Цифровые часы на стене белого, выцветшего от едких растворов коридора показывали двадцать три сорок пять. Новогодняя ночь, спустя пятнадцать минут до ее главного момента, замерла за толстыми стеклами больничного окна. Гульнара прижала лоб к прохладному стеклу, наблюдая, как далеко внизу, в мире нормальных людей, вспыхивали и тянулись в темноту цепочки фар, а в окнах многоэтажек мигали гирлянды – синие, красные, желтые. Где-то там лилось шампанское, смеялись люди, обнимались под бой курантов. Здесь же, в отделении хирургии, пахло антисептиком, старостью и тихим отчаянием. Воздух был густым, спертым, будто выдохнутым тысячами пациентов.
Она отвернулась от окна. Ее белый халат, когда-то идеально отглаженный, теперь носил следы усталости: чуть помятые полы, пятно от зеленки у кармана, которое уже не отходило. Гульнара прошлась по пустому посту медсестер. Тишина была оглушительной после дневного гула. Все ушли. Все. На долгожданный корпоратив, который организовывали три месяца. Дежурный врач, молодой практикант Саша, сбежал два часа назад, пробормотав что-то про себя.

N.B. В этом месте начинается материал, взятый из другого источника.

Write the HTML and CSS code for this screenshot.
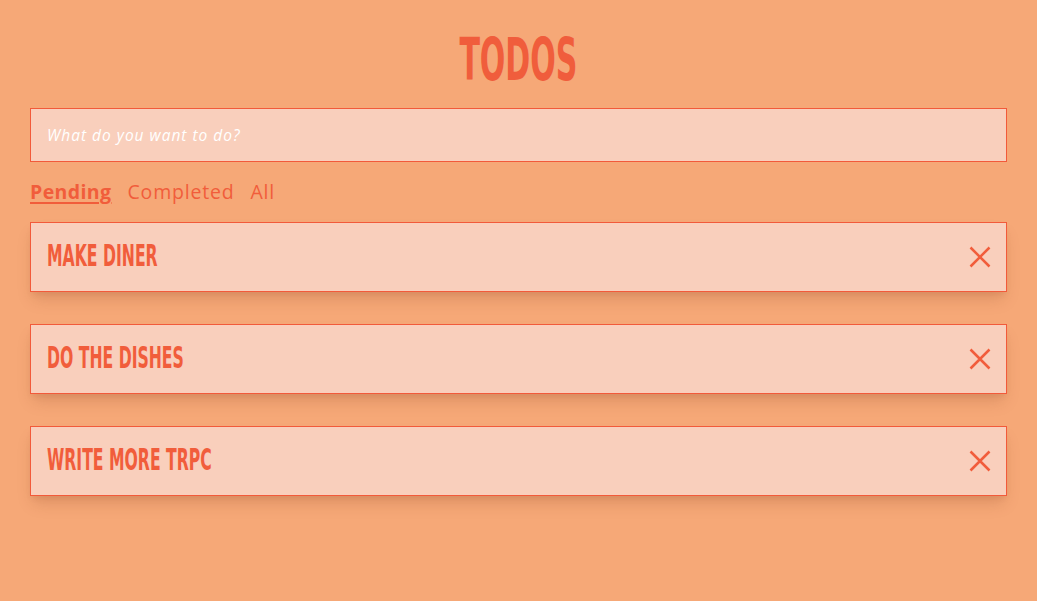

Позволила. Он сбежал. Уборщица Мария Ивановна, прощаясь, сунула ей в карман халата завернутый в кулёчек салат «Оливье». «Тебе, родная, ты же наша самая безотказная», – сказала она, и в ее глазах читалось не столько восхищение, сколько привычная жалость.
«Безотказная». Это слово висело на Гульнаре как клеймо. Оно означало, что именно она останется дежурить в праздники. Именно она доделает бумаги за других. Именно она сбегает в аптеку за забытыми лекарствами. Ей было тридцать два года, и вся ее жизнь, яркая в мечтах юности, свелась к этому белому коридору, к карточкам пациентов, к биксам со стерильными бинтами и к тихому, беспросветному одиночеству. Даже кошки дома не было – некогда было завести. Мечты о прекрасном принце, о захватывающих приключениях, о любви, которая перевернет мир, казались сейчас не просто глупыми, а издевательски жестокими. Ее принцами были ворчливые старики с аппендицитами, а приключениями – ночные вызовы к послеоперационным больным.
Она тяжело опустилась на стул у поста. На мониторе, показывающем пустые палаты, мигала одна-единственная точка – палата номер семь, где спал после плановой операции пожилой мужчина. Все было спокойно. Слишком спокойно. В тишине слышалось лишь гудение холодильника с лекарствами и отдаленный гул города-праздника.
Внезапно ее взгляд упал на металлический бикс для стерилизации, одиноко стоящий на тележке в конце коридора. Его должны были забрать еще днем. «Последний, – подумала Гульнара с горькой иронией. – Самый последний бикс в этом году. Символично».